Software-Defined and Multi-Band RF: Systems like Thales‘ STORM 2, covering 20 MHz to 6 GHz with software-defined radio architecture, enable reactive jamming across a wide spectrum of evolving UAS control links.
AI-Powered Interceptors: The Pentagon’s Replicator 2 initiative has made its first counter-drone buy, acquiring AI-driven interceptor drones designed to detect and capture small UAS in contested environments.
Open-Architecture Platforms: The USD 20 billion Anduril Lattice contract awarded by the U.S. Army in March 2026 underscores the shift toward open-architecture, AI-enabled command-and-control platforms that integrate sensors, effectors, and data infrastructure.
Despite surging budgets, procurement agencies face significant headwinds. Supply chain security and trusted sourcing have become central concerns. The FCC’s January 2026 update to its Covered List explicitly uses the Pentagon‘s Blue UAS program as a regulatory safe harbor, effectively restricting procurement of foreign-origin UAS and components unless they meet stringent national security criteria. This creates a dual challenge for government buyers: they must balance urgent operational needs with compliance requirements that can limit vendor pools and slow acquisition timelines. Additionally, as more than 550 companies now populate the global C-UAS directory, procurement officers face the daunting task of evaluating niche capabilities in a crowded and rapidly evolving marketplace.

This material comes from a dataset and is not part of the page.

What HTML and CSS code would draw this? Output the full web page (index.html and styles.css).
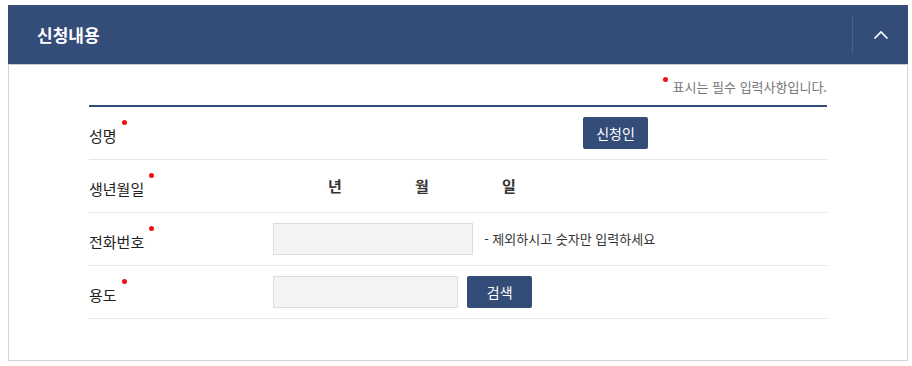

2026 represents a watershed year for counter-UAS procurement. The market is transitioning from fragmented, event-driven purchases to enduring, interoperable systems-of-systems. The Safer Skies Act has democratized domestic procurement in the United States, EDIP is forging collective defense purchasing in Europe, and APAC nations are investing at unprecedented rates. For defense contractors and technology providers, the message is clear: the next wave of government spending will favor scalable, AI-enabled, and multi-layered solutions that can integrate seamlessly into existing air defense architectures. The era of one-off counter-drone tools is over; the era of institutionalized C-UAS capability has begun.